WRITTEN EXERCISE: Show all lines that include the string "components"; copy each one.

SUPPLIED INFORMATION:
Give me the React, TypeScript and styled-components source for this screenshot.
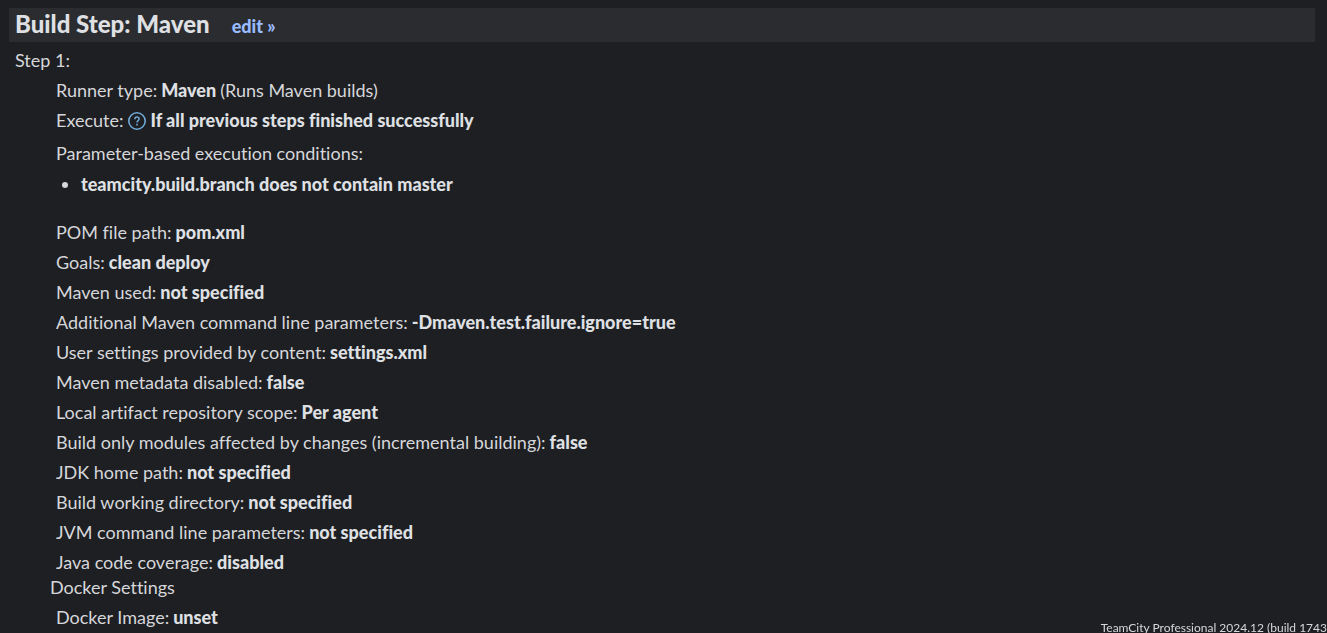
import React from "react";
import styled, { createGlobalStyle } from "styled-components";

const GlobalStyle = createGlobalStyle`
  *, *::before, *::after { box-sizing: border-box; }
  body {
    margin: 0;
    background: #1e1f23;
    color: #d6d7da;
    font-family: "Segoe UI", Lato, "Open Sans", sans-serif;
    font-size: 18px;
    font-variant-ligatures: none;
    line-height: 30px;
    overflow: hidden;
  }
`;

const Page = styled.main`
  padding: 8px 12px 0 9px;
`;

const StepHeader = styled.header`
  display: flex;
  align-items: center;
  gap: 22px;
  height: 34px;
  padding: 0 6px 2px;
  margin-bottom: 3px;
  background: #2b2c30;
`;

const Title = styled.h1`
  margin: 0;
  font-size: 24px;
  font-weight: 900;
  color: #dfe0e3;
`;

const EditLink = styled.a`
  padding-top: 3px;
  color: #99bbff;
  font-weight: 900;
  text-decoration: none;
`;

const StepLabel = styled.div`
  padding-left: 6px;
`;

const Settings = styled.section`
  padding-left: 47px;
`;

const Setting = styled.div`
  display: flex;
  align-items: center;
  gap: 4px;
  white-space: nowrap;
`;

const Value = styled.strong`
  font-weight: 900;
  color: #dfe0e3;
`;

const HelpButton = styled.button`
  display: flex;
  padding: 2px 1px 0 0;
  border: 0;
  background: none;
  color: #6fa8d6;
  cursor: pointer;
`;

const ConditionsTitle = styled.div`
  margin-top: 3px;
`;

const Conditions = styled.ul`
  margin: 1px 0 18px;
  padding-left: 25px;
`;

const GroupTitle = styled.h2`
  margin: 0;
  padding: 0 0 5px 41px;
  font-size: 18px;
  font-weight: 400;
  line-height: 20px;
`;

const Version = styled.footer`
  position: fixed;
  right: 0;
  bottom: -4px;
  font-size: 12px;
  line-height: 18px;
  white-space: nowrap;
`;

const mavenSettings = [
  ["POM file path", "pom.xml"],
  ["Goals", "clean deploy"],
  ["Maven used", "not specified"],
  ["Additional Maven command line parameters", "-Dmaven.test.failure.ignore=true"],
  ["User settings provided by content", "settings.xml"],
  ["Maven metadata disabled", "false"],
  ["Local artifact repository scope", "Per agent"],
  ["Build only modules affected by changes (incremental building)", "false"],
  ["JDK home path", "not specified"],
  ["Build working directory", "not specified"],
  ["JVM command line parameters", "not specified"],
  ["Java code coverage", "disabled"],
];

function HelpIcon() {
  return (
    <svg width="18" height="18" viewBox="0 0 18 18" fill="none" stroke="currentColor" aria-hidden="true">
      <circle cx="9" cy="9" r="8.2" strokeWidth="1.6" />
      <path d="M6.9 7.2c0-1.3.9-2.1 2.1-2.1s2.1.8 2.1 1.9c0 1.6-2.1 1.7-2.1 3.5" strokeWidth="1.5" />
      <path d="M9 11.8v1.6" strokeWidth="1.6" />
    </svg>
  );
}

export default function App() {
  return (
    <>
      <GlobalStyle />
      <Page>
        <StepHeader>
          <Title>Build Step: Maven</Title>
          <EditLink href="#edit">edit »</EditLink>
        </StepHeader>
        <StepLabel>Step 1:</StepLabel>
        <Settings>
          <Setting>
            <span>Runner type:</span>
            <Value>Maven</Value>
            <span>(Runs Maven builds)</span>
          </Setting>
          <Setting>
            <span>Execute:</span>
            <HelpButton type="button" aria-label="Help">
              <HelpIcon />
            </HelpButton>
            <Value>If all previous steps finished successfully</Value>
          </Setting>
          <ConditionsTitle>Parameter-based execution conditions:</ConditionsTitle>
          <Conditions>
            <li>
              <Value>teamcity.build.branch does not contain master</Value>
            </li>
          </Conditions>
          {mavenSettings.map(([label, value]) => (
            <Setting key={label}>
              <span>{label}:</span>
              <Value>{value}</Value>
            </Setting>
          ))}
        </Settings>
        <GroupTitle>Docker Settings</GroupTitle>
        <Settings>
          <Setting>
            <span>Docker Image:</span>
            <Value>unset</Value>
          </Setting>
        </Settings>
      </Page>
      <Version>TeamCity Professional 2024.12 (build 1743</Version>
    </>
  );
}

ANSWER BELOW:
Give me the React, TypeScript and styled-components source for this screenshot.
import styled, { createGlobalStyle } from "styled-components";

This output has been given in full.